In 2016, Kimble published an article revealing his findings in the journal Rhetoric & Public Affairs, called “Rosie’s Secret Identity.” At the time, the New York Times reported, Fraley gave an interview to the Omaha World-Herald in which she gave a simple yet memorable description of how it felt to finally be known to the world as the real-life Rosie: “Victory! Victory! Victory!”
People magazine also sent a crew to her rural California home, complete with makeup artist and lighting technician, and did a photo shoot of the then 95-year-old dressed like her presumed alter ego in Miller’s poster.

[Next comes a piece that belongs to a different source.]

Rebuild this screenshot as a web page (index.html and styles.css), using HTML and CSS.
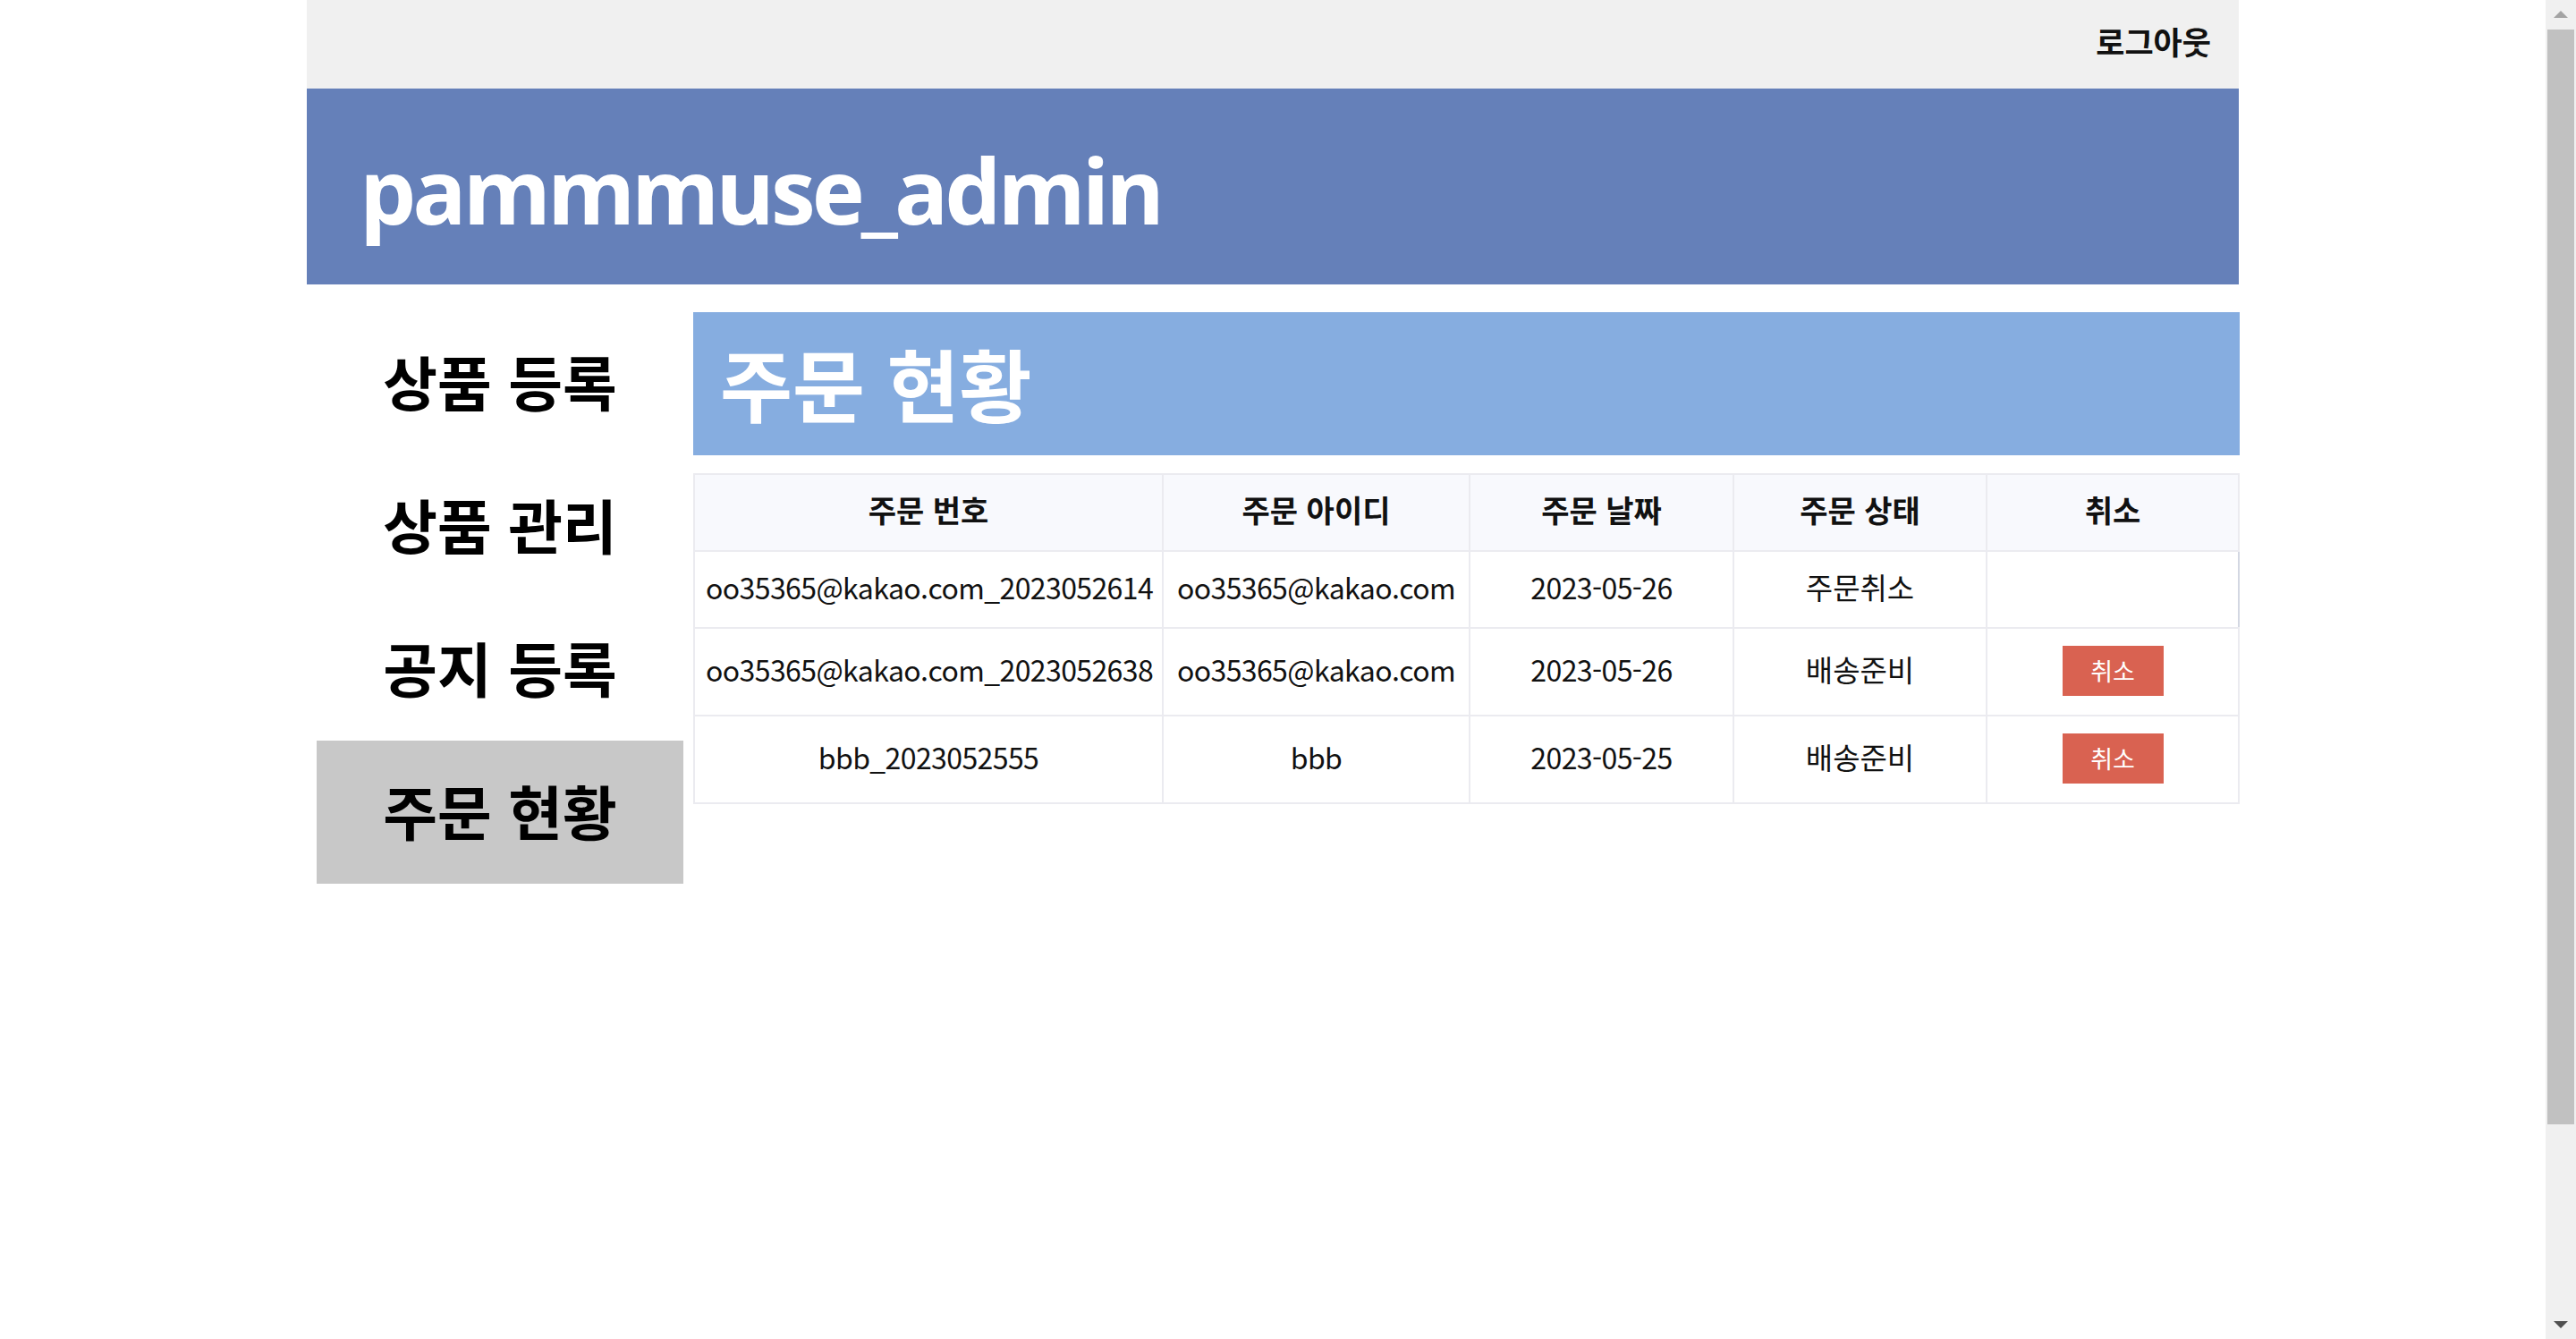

Doubt still remains, however, as to whether the photo of Naomi Parker—which was published in Miller’s hometown newspaper, The Pittsburgh Press, in July 1942—was in fact the inspiration for Miller’s image. Without confirmation from the artist, who died in 1985, there is only the physical resemblance between the woman in the photo and the woman in the poster—and, of course, the polka-dot bandana—to go by.
All that was beside the point for Naomi Parker Fraley, Kimble believes. “I think the most important thing to her was her identity. When there’s a photo of you going around that people recognize, and yet somebody else’s name is below it, and you’re powerless to change that—that’s really going to affect you.”
When he interviewed her, he says, “there was an anguish that she felt. A powerlessness. The idea that this journal article, and the media picking it up and spreading the story, helped her regain her claim on that photo and her personal identity was really the big victory for her.”